The intense heat will relax a bit over the Central Plains this weekend as a result of a “cold” (more like cool?) front with temperatures closer to seasonal norms.
The Central and Eastern Pacific is quite active with the tropical cyclone activity! Eastern Pacific activity can of course impact Mexico, but (more typically later in the season) enhance the Southeast US monsoon with either additional atmospheric moisture for afternoon thunderstorms or (rarely) move ashore Mexico or into the United States as an organized tropical depression or weak tropical storm. Today, however, neither country has any issues from any of these systems today. Three to be exact, with a four likely imminent. All of these cyclones…Tropical Storm Fernanda (born in the East, but now in the Central Pacific west of 140W longitude), Tropical Storm Greg, and Tropical Depression Nine-E are all moving away from major land masses and populated areas.

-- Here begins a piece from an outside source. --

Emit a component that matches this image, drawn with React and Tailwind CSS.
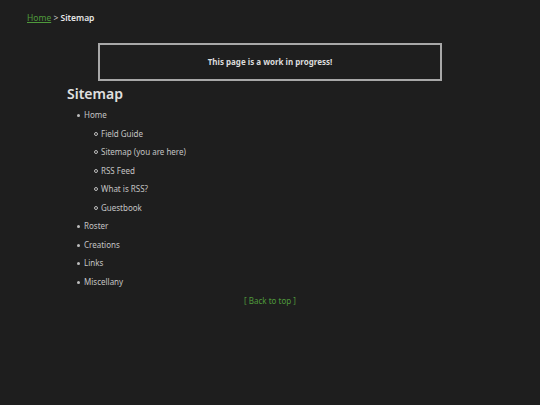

The Eastern Pacific Basin (defined as 140W east to the continents and north of the equator) is running ahead of schedule in terms named storms to date (7), hurricanes (3) and major hurricanes…defined as Category 3 or higher strength (2). Fernanda was at one point the most intense hurricane of the season in the Eastern Pacific with maximum winds of 145 mph on July 14-15.
It’s now a shell of its former self and while it’s heading in the general direction of the State of Hawaii, it should continue to weaken dramatically as it encounters drier mid-level air and cooler waters. High surf and hazardous rip currents are the biggest threats to anyone doing recreational activity around the Big Island the next couple of days as the dying system moves to the north.